INTERIOR
Lamps and Clocks #George Nelson
While George Nelson was the design director of the furniture company Herman Miller, he also produced for his subsidiary, the Howard Miller Clock Company, his well-known Ball, Spike, Block or Spindle wall clocks, iconic pieces and features of an era. Interestingly, the same company also produced some of the lamps designed by Nelson.
The Bubbles lamp series was designed by Nelson as large-format lighting for his own studio. In “one of those happy accidents that only occur once in a lifetime,” Nelson used plastic material developed by the naval industry during World War II to form a film when spraying on wire structures. Later, he would also develop the Lantern series, with more complex shapes, using folded or molded plastic, both for ceiling lamps and for table lamps on wooden feet.
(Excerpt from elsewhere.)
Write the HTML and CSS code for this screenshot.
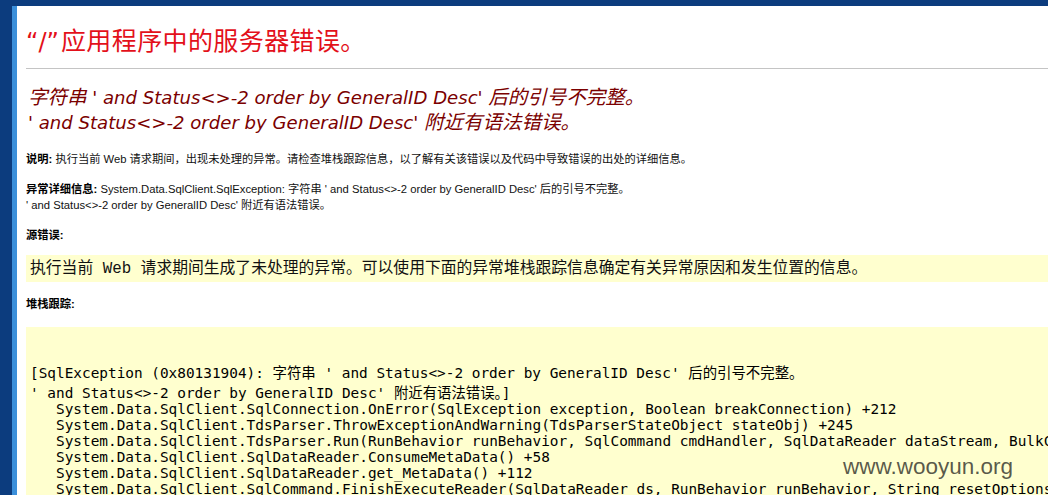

Another of Nelson’s lamps, a large table lamp with a sunshade reflector, was designed for the living room of the model vacation home that Nelson built for the Holiday magazine and inhabited himself. Result, like the # Case Study Houses, of the collaboration between architecture, industry and the media to promote modernity and the American way of living, this house, a binuclear house with a central courtyard facing all the rooms, was equipped with furniture by Nelson or the Eames and with the latest developments in automation.
Although the Holiday House lamp was not mass-produced, it served as an inspiration for the Half Nelson lamp. This smaller table lamp, one of George Nelson’s most elegant designs, was formed by a cylindrical volume that concealed the source of illumination and an adjustable disk-shaped reflector.